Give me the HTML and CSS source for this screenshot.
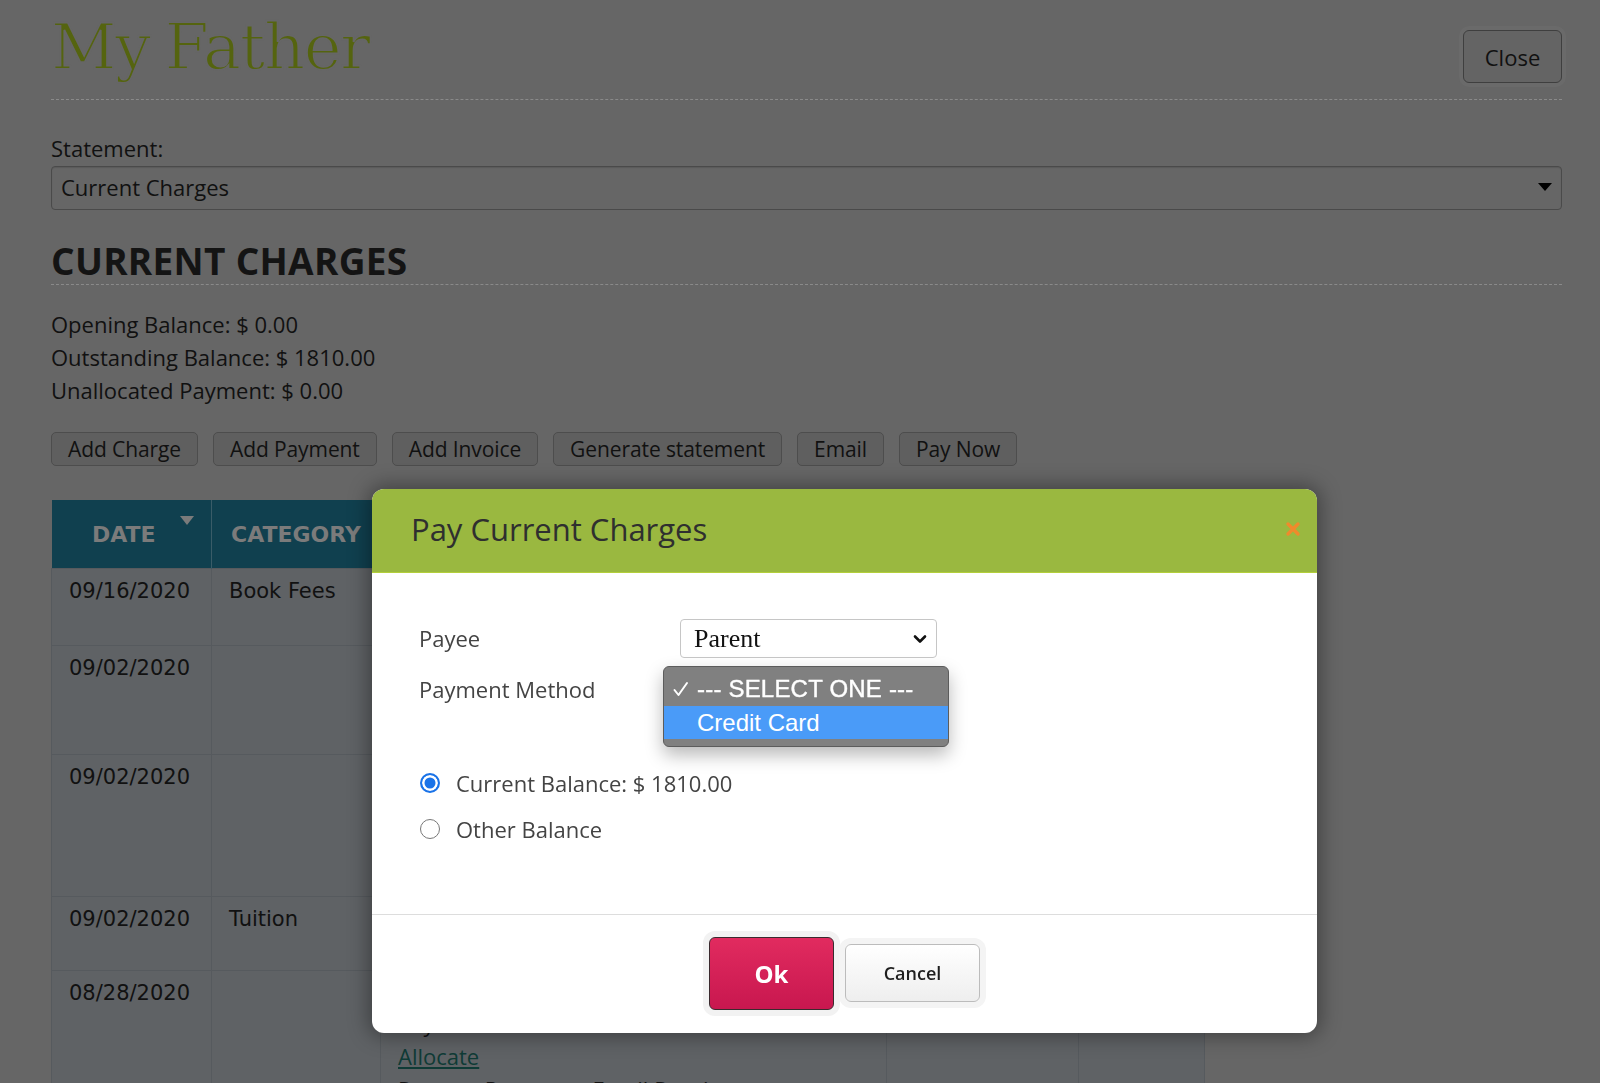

...

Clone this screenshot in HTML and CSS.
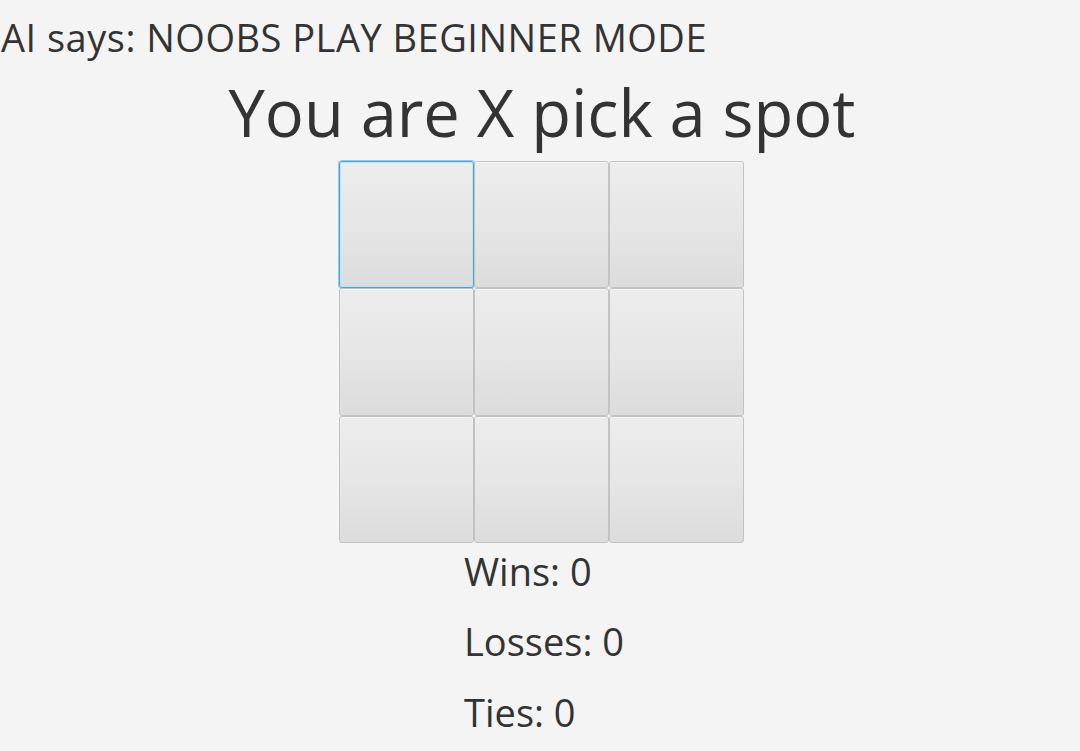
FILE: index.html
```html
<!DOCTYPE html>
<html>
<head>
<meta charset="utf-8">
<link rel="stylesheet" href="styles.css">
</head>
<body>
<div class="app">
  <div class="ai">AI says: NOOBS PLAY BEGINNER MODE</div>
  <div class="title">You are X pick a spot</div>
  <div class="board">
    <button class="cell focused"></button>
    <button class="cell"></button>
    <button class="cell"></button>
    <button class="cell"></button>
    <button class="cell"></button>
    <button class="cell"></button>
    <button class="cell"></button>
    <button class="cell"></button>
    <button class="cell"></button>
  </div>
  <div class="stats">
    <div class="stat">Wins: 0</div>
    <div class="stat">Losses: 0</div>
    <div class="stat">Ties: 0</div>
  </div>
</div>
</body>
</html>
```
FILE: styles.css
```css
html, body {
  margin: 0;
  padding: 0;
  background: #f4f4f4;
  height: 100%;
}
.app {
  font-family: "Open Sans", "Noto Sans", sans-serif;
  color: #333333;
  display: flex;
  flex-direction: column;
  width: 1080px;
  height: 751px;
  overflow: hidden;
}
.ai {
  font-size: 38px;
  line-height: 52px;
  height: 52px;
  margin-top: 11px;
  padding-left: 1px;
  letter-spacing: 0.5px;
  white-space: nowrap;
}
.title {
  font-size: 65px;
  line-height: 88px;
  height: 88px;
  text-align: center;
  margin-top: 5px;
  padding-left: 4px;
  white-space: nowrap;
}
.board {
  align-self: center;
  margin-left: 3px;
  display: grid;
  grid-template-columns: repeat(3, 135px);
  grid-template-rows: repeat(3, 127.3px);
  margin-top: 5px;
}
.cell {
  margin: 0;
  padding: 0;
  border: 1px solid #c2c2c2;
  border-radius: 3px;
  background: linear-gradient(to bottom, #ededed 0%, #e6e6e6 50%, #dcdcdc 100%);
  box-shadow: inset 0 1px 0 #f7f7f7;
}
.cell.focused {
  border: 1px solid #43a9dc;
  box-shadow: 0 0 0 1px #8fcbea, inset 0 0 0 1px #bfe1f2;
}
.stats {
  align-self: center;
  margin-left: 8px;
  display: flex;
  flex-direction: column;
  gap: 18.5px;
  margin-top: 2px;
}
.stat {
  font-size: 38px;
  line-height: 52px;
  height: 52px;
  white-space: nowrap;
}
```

* [GIVEN REQUEST] Pick each line holding the word "this" out of the listing.

* [FINISHED TASK]
Give me the HTML and CSS source for this screenshot.
Clone this screenshot in HTML and CSS.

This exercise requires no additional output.